James has Maine pitching 130 innings of 4.36 ERA. PECOTA gives Maine a slightly lower ERA (4.22), but fewer innings (119 2/3). James and PECOTA both project a 7-7 record. It seems like a .500 record is the default projection for any sub-200 inning pitcher with a middling ERA regardless of the team behind him.
I have no firm conviction of what Maine is going to do in 2007. But there is one substantive reason for Mets fans to be excited. Last year, only one starter in all of baseball held batters to a lower batting average plus slugging average on fastballs -- Roger Clemens. Maine's BPS allowed on fastballs was .529, Clemens's was .518.
I agree with those who state that the fastball is the most important pitch for a starter to master. Everything else builds off that foundation. And most of the other starters on the list behind Maine and Clemens are names you'd expect to see: Pedro Martinez, Carlos Zambrano, Chris Young, Brandon Webb, Anibal Sanchez, Jered Weaver, Scott Kazmir and John Lackey. There's not an unsuccessful pitcher in the top 10 in lowest BPS allowed on fastballs in either league.

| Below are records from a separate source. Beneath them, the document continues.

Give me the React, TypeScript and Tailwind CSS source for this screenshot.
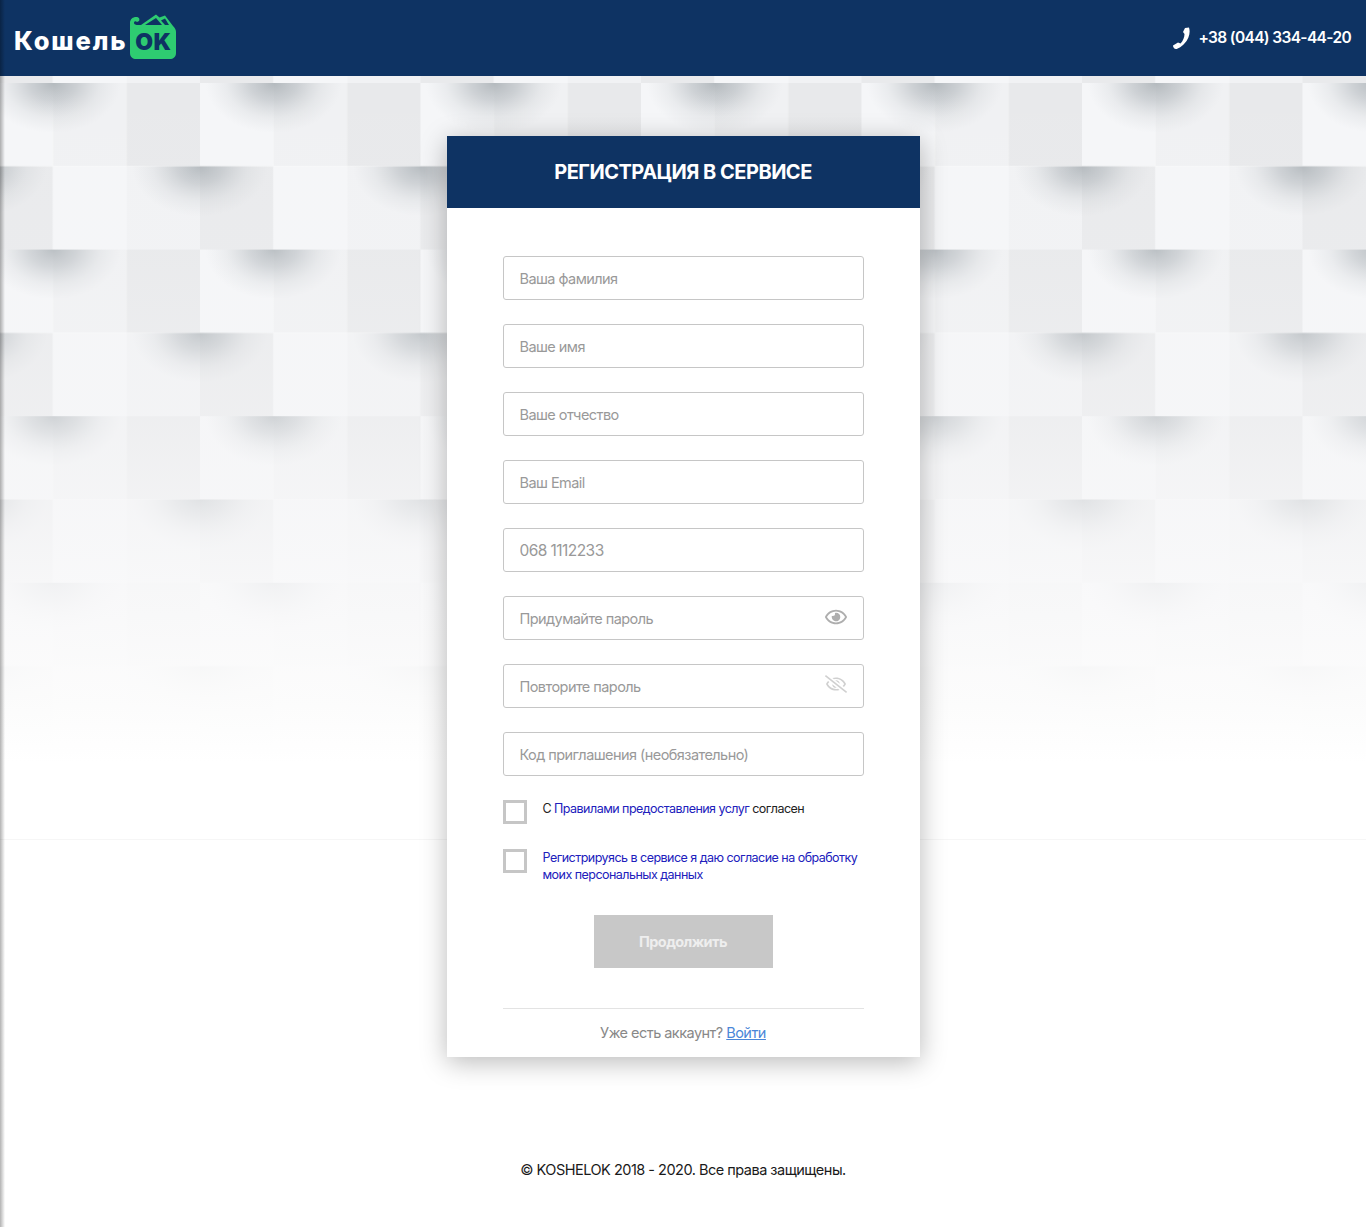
import { FaRegEye, FaRegEyeSlash } from "react-icons/fa";

const fields = [
  { placeholder: "Ваша фамилия" },
  { placeholder: "Ваше имя" },
  { placeholder: "Ваше отчество" },
  { placeholder: "Ваш Email" },
  { placeholder: "068 1112233", big: true },
  { placeholder: "Придумайте пароль", eye: "open" },
  { placeholder: "Повторите пароль", eye: "closed" },
  { placeholder: "Код приглашения (необязательно)" },
];

function Background() {
  return (
    <svg className="absolute left-0 top-[76px] w-full h-[764px]" viewBox="0 0 1366 764" preserveAspectRatio="none">
      <defs>
        <radialGradient id="shade">
          <stop offset="0" stopColor="#a4abb0" stopOpacity="0.8" />
          <stop offset="0.35" stopColor="#aeb4b9" stopOpacity="0.55" />
          <stop offset="0.7" stopColor="#bcc1c5" stopOpacity="0.2" />
          <stop offset="1" stopColor="#c4c8cc" stopOpacity="0" />
        </radialGradient>
        <linearGradient id="fade" x1="0" y1="0" x2="0" y2="1">
          <stop offset="0" stopColor="#f6f6f7" stopOpacity="0" />
          <stop offset="0.22" stopColor="#f6f6f7" stopOpacity="0.1" />
          <stop offset="0.44" stopColor="#f6f6f7" stopOpacity="0.4" />
          <stop offset="0.56" stopColor="#f7f7f8" stopOpacity="0.68" />
          <stop offset="0.67" stopColor="#f9f9fa" stopOpacity="0.88" />
          <stop offset="0.82" stopColor="#fcfcfc" stopOpacity="0.97" />
          <stop offset="0.9" stopColor="#ffffff" stopOpacity="1" />
        </linearGradient>
        <clipPath id="rowA">
          <rect x="0" y="0" width="220.5" height="83.3" />
        </clipPath>
        <clipPath id="rowB">
          <rect x="0" y="83.3" width="220.5" height="83.3" />
        </clipPath>
        <pattern id="tiles" patternUnits="userSpaceOnUse" x="-20.5" y="7" width="220.5" height="166.6">
          <rect x="0" y="0" width="73.5" height="83.3" fill="#f5f6f8" />
          <rect x="73.5" y="0" width="73.5" height="83.3" fill="#f0f1f3" />
          <rect x="147" y="0" width="73.5" height="83.3" fill="#e8e9eb" />
          <rect x="0" y="83.3" width="73.5" height="83.3" fill="#e9eaec" />
          <rect x="73.5" y="83.3" width="73.5" height="83.3" fill="#f5f6f8" />
          <rect x="147" y="83.3" width="73.5" height="83.3" fill="#f1f2f4" />
          <g clipPath="url(#rowA)">
            <ellipse cx="73.5" cy="0" rx="68" ry="50" fill="url(#shade)" />
          </g>
          <g clipPath="url(#rowB)">
            <ellipse cx="220.5" cy="83.3" rx="68" ry="50" fill="url(#shade)" />
            <ellipse cx="0" cy="83.3" rx="68" ry="50" fill="url(#shade)" />
          </g>
        </pattern>
      </defs>
      <rect width="1366" height="764" fill="url(#tiles)" />
      <rect width="1366" height="764" fill="url(#fade)" />
      <rect y="763" width="1366" height="1" fill="#f6f6f6" />
    </svg>
  );
}

function Logo() {
  return (
    <div className="flex items-end">
      <span className="font-['Inter'] text-[25.500px] leading-[34px] font-extrabold tracking-[1.85px] text-white mb-[1px]">Кошель</span>
      <div className="relative w-[46px] h-[45px] ml-[3px]">
        <svg viewBox="0 0 46 45" className="w-full h-full">
          <path
            d="M0 9C0 5 3 3 6 3c3 0 4 2 3 4L7 8C6 7 4 7 4 9c0 1.500 2 2 4 2h3L26 0.500l3.500 3L35 1.500 43 12c2 2 3 4 3 6v21c0 4-3 6-6 6H6c-3 0-6-2-6-6Z"
            fill="#2ecc71"
          />
          <path d="M15 11 26 4l6 7Z" fill="#0e3363" />
          <path d="M31 6.500 35 4.500 39 11H35Z" fill="#0e3363" />
        </svg>
        <span className="absolute left-0 right-0 top-[15px] text-center font-['Inter'] text-[23px] leading-[26px] font-black tracking-[0.6px] text-[#0e3363]">OK</span>
      </div>
    </div>
  );
}

function Field({ placeholder, big, eye }: { placeholder: string; big?: boolean; eye?: string }) {
  return (
    <div className="relative">
      <input
        readOnly
        placeholder={placeholder}
        className={`block w-full h-[44px] border border-[#c6c6c6] rounded-[3px] bg-white pl-[16px] pr-[40px] font-['Inter'] tracking-[-0.56px] outline-none placeholder:text-[#999999] ${big ? "text-[15.500px]" : "text-[14.500px]"}`}
      />
      {eye === "open" && <FaRegEye className="absolute right-[17px] top-[10px] text-[22px] text-[#aeaeae]" />}
      {eye === "closed" && <FaRegEyeSlash className="absolute right-[17px] top-[9px] text-[22px] text-[#d0d0d0]" />}
    </div>
  );
}

export default function App() {
  return (
    <div className="relative min-h-[1227px] bg-white font-['Inter',sans-serif] text-black overflow-hidden">
      <Background />
      <div className="absolute left-0 top-0 bottom-0 w-[5px] z-20 bg-gradient-to-r from-black/30 to-transparent" />

      <header className="relative h-[76px] bg-[#0e3363] flex items-center justify-between pl-[14px] pr-[15px]">
        <div className="-mt-[3px]">
          <Logo />
        </div>
        <a className="flex items-center gap-[8px] text-white font-semibold text-[15.500px] tracking-[-0.65px]">
          <svg viewBox="0 0 17 22" className="w-[17px] h-[22px]" fill="currentColor">
            <path d="M12 1 16 0.500C17.500 5 16.500 12 11 17 8.500 19.500 5 22 3 22 1 22 0 20 0 18.500L5 15.500 7.500 16.500C10 14 11.500 10 11.500 7L10 5Z" />
          </svg>
          +38 (044) 334-44-20
        </a>
      </header>

      <main className="relative flex flex-col items-center pt-[60px]">
        <section className="w-[473px] bg-white shadow-[0_5px_25px_rgba(0,0,0,0.28)]">
          <div className="h-[72px] bg-[#0e3363] flex items-center justify-center">
            <h1 className="text-white text-[20px] font-bold tracking-[-0.5px] uppercase">Регистрация в сервисе</h1>
          </div>
          <form className="px-[56px] pt-[48px] pb-[15px]">
            <div className="flex flex-col gap-[24px]">
              {fields.map((f) => (
                <Field key={f.placeholder} {...f} />
              ))}
            </div>

            <div className="flex gap-[16px] mt-[24px]">
              <span className="w-[24px] h-[24px] shrink-0 border-[3px] border-[#c6c6c6]" />
              <p className="text-[12.500px] leading-[17px] tracking-[-0.53px] text-[#222]">
                С <a className="text-[#2020bc]">Правилами предоставления услуг</a> согласен
              </p>
            </div>
            <div className="flex gap-[16px] mt-[25px]">
              <span className="w-[24px] h-[24px] shrink-0 border-[3px] border-[#c6c6c6]" />
              <p className="text-[12.500px] leading-[17px] tracking-[-0.53px] text-[#2020bc]">
                Регистрируясь в сервисе я даю согласие на обработку моих персональных данных
              </p>
            </div>

            <button type="button" className="block mx-auto mt-[32px] w-[179px] h-[53px] bg-[#c8c8c8] text-[#eeeeee] font-bold text-[14.500px] tracking-[-0.6px]">
              Продолжить
            </button>

            <div className="mt-[40px] border-t border-[#e3e3e3] pt-[15px] text-center text-[14.500px] leading-[18px] tracking-[-0.53px] text-[#888888]">
              Уже есть аккаунт? <a className="text-[#4a86d8] underline">Войти</a>
            </div>
          </form>
        </section>

        <footer className="mt-[104px] text-center text-[14.500px] leading-[18px] tracking-[-0.5px] text-[#1a1a1a]">© KOSHELOK 2018 - 2020. Все права защищены.</footer>
      </main>
    </div>
  );
}
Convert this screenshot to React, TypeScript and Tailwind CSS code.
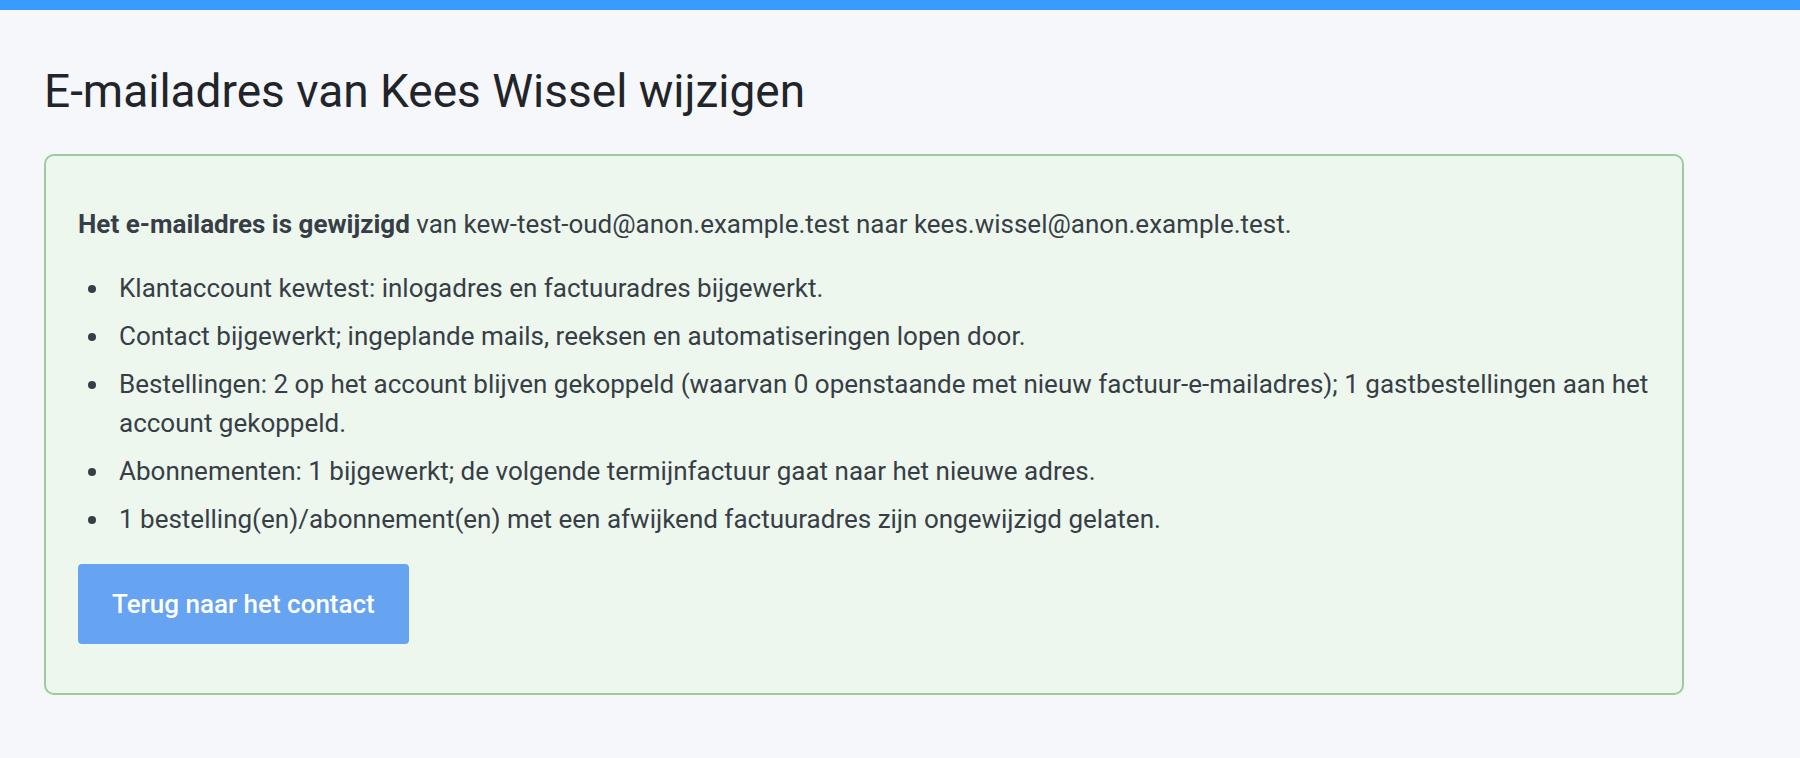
import React from 'react';

const items: string[] = [
  'Klantaccount kewtest: inlogadres en factuuradres bijgewerkt.',
  'Contact bijgewerkt; ingeplande mails, reeksen en automatiseringen lopen door.',
  'Bestellingen: 2 op het account blijven gekoppeld (waarvan 0 openstaande met nieuw factuur-e-mailadres); 1 gastbestellingen aan het account gekoppeld.',
  'Abonnementen: 1 bijgewerkt; de volgende termijnfactuur gaat naar het nieuwe adres.',
  '1 bestelling(en)/abonnement(en) met een afwijkend factuuradres zijn ongewijzigd gelaten.',
];

export default function App() {
  return (
    <div className="min-h-screen bg-[#f6f7fb] font-['Roboto','Liberation_Sans',sans-serif]">
      {/* Top bar */}
      <div className="h-[10px] bg-[#3a9bff]" />

      <main className="px-[44px]">
        <h1 className="mt-[54px] text-[46px] leading-[1.2] font-normal text-[#212529]">
          E-mailadres van Kees Wissel wijzigen
        </h1>

        {/* Result panel */}
        <div className="mt-[35px] w-[1640px] rounded-[10px] border-2 border-[#9ccc9a] bg-[#edf7ee] px-[32px] pt-[49px] pb-[49px] text-[26px] leading-[39px] text-[#373e46]">
          <p>
            <strong className="font-bold">Het e-mailadres is gewijzigd</strong> van kew-test-oud@anon.example.test naar
            kees.wissel@anon.example.test.
          </p>

          <ul className="mt-[25px] list-disc pl-[33px] space-y-[9px]">
            {items.map((item) => (
              <li key={item} className="pl-[8px]">
                {item}
              </li>
            ))}
          </ul>

          <button className="mt-[25px] h-[80px] rounded-[4px] bg-[#66a3f0] px-[34px] text-[26px] font-medium text-white">
            Terug naar het contact
          </button>
        </div>
      </main>
    </div>
  );
}
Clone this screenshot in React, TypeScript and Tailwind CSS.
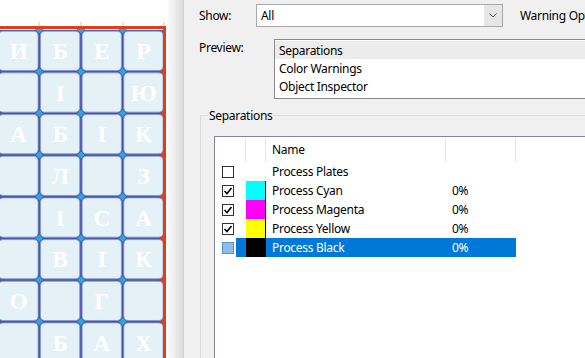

Maybe Maine was lucky on a lot of those fastballs. Maybe many of them were smoked right to Jose Reyes or Jose Valentin or one of the outfielders. But I doubt that. It remains to be seen whether Maine can sustain his success with his fastball and become a top-end rather than back-end starter. But there is cause for optimism on the projection front for him and, more generally, for the top of this 2007 Mets rotation.